Among the most memorable holes we’ve played in fourteen years of Greenspan is the 16th hole at Old MacDonald. Known as “Alps,” it’s a long par 4 with a fairly sizable hill on the left side of the fairway, which makes the green blind to all but the longest drives down the right side. Blocked-out players aim their second shots over an aiming stick at the top of the mountain — and hope they guess their distance right.
The hole garnered a fair bit of commentary. I’ve heard it called the worst hole at the entire Bandon complex. (For my money, the 16th at Pacific wins that award hands down.) I heard Rob Stonesifer mutter that the 16th wasn’t “a real golf hole.” I remember it not because I didn’t like it, but because it began my and Joel Aro’s great unraveling in our fourball medal match against Stefan Gran and Greg Cheever. One of them — I believe Cheever — birdied it after a laser-like approach over the aforementioned aiming stick, while we could manage no better than my own three-putt double bogey after actually having a peek-a-boo look at the green with my approach shot. Two holes later, we walked off the 18th green with a half in a match we led from the start.

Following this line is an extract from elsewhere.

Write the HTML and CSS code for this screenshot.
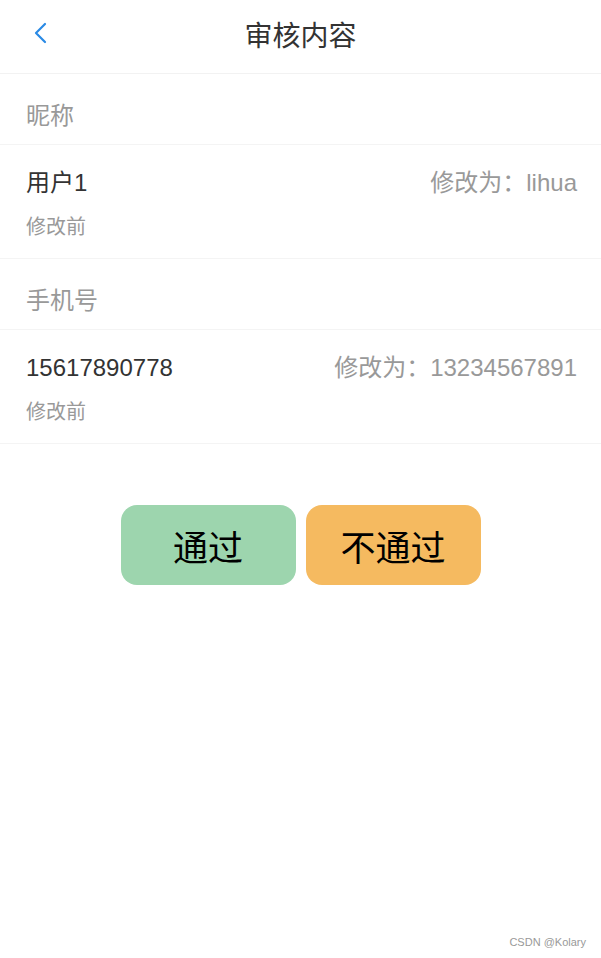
FILE: index.html
```html
<!DOCTYPE html>
<html lang="zh-CN">
<head>
    <meta charset="UTF-8">
    <meta name="viewport" content="width=device-width, initial-scale=1.0">
    <title>审核内容</title>
    <link rel="stylesheet" href="styles.css">
</head>
<body>
    <header class="nav-bar">
        <a class="nav-back" href="#">
            <svg width="14" height="22" viewBox="0 0 14 22">
                <path d="M12 2 L3 11 L12 20" fill="none" stroke="#2a8ae5" stroke-width="2.2" stroke-linecap="round" stroke-linejoin="round"/>
            </svg>
        </a>
        <h1 class="nav-title">审核内容</h1>
    </header>

    <section class="audit-group">
        <div class="group-title">昵称</div>
        <div class="audit-row">
            <div class="row-main">
                <span class="old-value">用户1</span>
                <span class="new-value">修改为：lihua</span>
            </div>
            <div class="row-note">修改前</div>
        </div>
    </section>

    <section class="audit-group">
        <div class="group-title">手机号</div>
        <div class="audit-row">
            <div class="row-main">
                <span class="old-value">15617890778</span>
                <span class="new-value">修改为：13234567891</span>
            </div>
            <div class="row-note">修改前</div>
        </div>
    </section>

    <div class="actions">
        <button class="btn btn-pass">通过</button>
        <button class="btn btn-reject">不通过</button>
    </div>

    <div class="watermark">CSDN @Kolary</div>
</body>
</html>
```

FILE: styles.css
```css
body {
    margin: 0;
    padding: 0;
    background-color: white;
    font-family: "Liberation Sans", Arial, "Noto Sans CJK SC", sans-serif;
    color: #333;
    min-height: 958px;
    position: relative;
}
.nav-bar {
    height: 73px;
    display: flex;
    align-items: center;
    justify-content: center;
    border-bottom: 1px solid #f2f2f2;
    position: relative;
}
.nav-back {
    position: absolute;
    left: 33px;
    top: 22px;
    display: flex;
}
.nav-title {
    margin: 0;
    font-size: 28px;
    font-weight: normal;
    color: #333;
    padding-bottom: 6px;
}
.group-title {
    height: 56px;
    line-height: 56px;
    padding: 14px 26px 0;
    font-size: 24px;
    color: #999;
    border-bottom: 1px solid #f4f4f4;
}
.audit-row {
    padding: 21px 24px 17px 26px;
    border-bottom: 1px solid #f4f4f4;
}
.row-main {
    display: flex;
    justify-content: space-between;
    align-items: center;
    font-size: 24px;
    line-height: 34px;
}
.old-value {
    color: #333;
}
.new-value {
    color: #999;
}
.row-note {
    margin-top: 13px;
    font-size: 20px;
    line-height: 28px;
    color: #999;
}
.actions {
    display: flex;
    justify-content: center;
    gap: 10px;
    margin-top: 61px;
}
.btn {
    width: 175px;
    height: 80px;
    border: none;
    border-radius: 16px;
    font-size: 35px;
    color: #000;
    font-family: "Noto Sans CJK SC", sans-serif;
    cursor: pointer;
}
.btn-pass {
    background-color: #9dd5ae;
}
.btn-reject {
    background-color: #f5ba60;
}
.watermark {
    position: absolute;
    right: 15px;
    bottom: 10px;
    font-size: 11px;
    color: #999;
}
```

To the uninformed, the aforementioned mountain is nothing more than a huge mound. As it turns out, however, there was a method to Jim Urbina’s madness. He modeled this hole after the 17th at Prestwick (also known as “Alps”), site of the first British Open, twenty-four others, and a likely destination for many of us during our 2012 Scotland trips. One blogger even did a full entry comparing the Old Mac and Prestwick Alps holes. There are also versions of Alps at Fisher’s Island and National Golf Links (more), both rated among the top 100 courses in the world.